Hasil pemilu legislatif yang jauh di bawah target PDIP (27 % ) membuat Jokowi sempat limbung beberapa saat. Keterpurukan Jokowi tidak berlangsung lama. Jokowi langsung tancap gas berpikir keras sambil melobi secara cerdas. Visi Jokowi yang tanpa kompromi sangat selektif dalam memilih partner untuk mewujudkan Indonesia Baru. Kerjasama yang dibangun bukan dilandasi berbagi-bagi kekuasaan tetapi kerjasama karena keyakinan yang sama untuk memajukan Indonesia.
Kecepatan recovery yang dilakukan Jokowi menunjukkan kualitas pribadi seseorang. Evaluasi dilakukan secara cepat sambil membenahi strategi komunikasi. Gerakan yang dilakukan Jokowi cukup beresiko karena lebih setia pada garis politik marhaenisme daripada harus berkompromi bekerjasama dengan partai-partai yang tidak kokoh dan segaris secara ideologis.

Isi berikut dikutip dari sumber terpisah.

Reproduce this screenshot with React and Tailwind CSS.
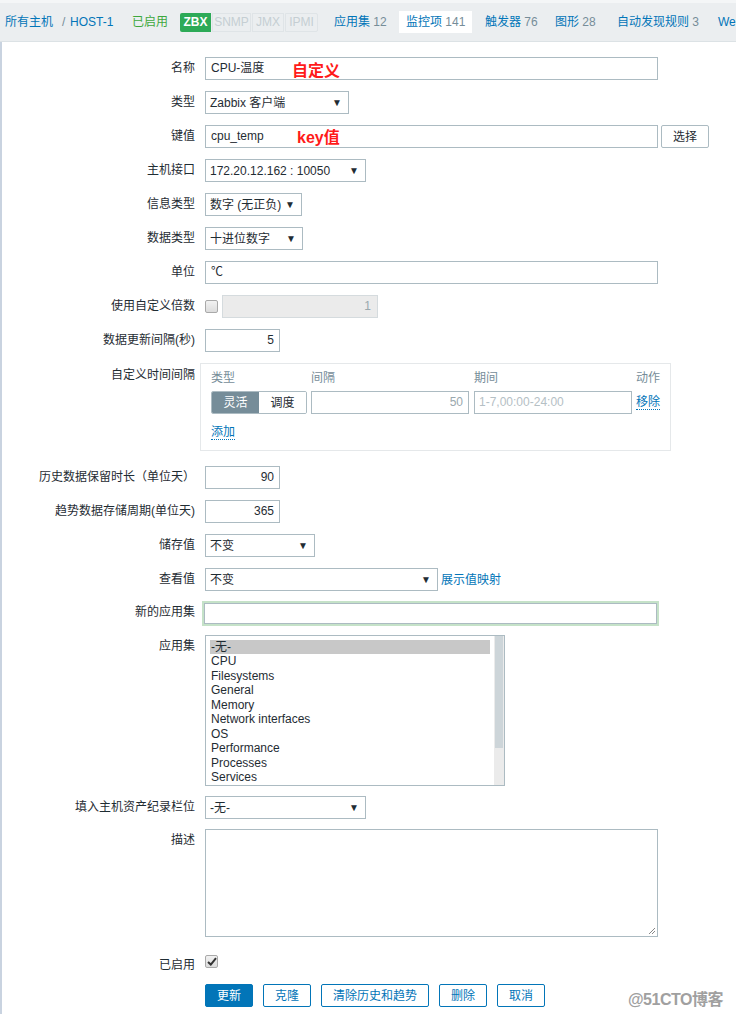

Jokowi belajar dari pengalaman SBY yang gagal mengefektifkan koalisi gemuk yang dibangunnya karena kekurang percayaan dirinya. Pertaruhan ini akan menguji apakah kekuatan ideologis dan visi kerakyatan berjaya melawan model politik pragmatis yang sarat kepentingan. Dalam hal ini rakyat yang jadi penentu nasib mereka sendiri akan menyerah pada tawaran sesaat atau berinvestasi untuk masa depan Indonesia yang lebih baik. Gempuran pada Jokowi akan semakin menguat bukan pada ancaman fisik tetapi untuk menyerah pada pragmatisme politik yang seiring dengan ketidakpercayaan diri seorang leader.
Semoga Jokowi yang badannya kerempeng punya nyali banteng. Yang terpenting ukannya banyaknya partai yang mau berkoalisi tetapi kedalaman dan ketulusan bekerjasama untuk membangun Indonesia. Non multa sed multum (bukan banyaknya tetapi kualitasnya).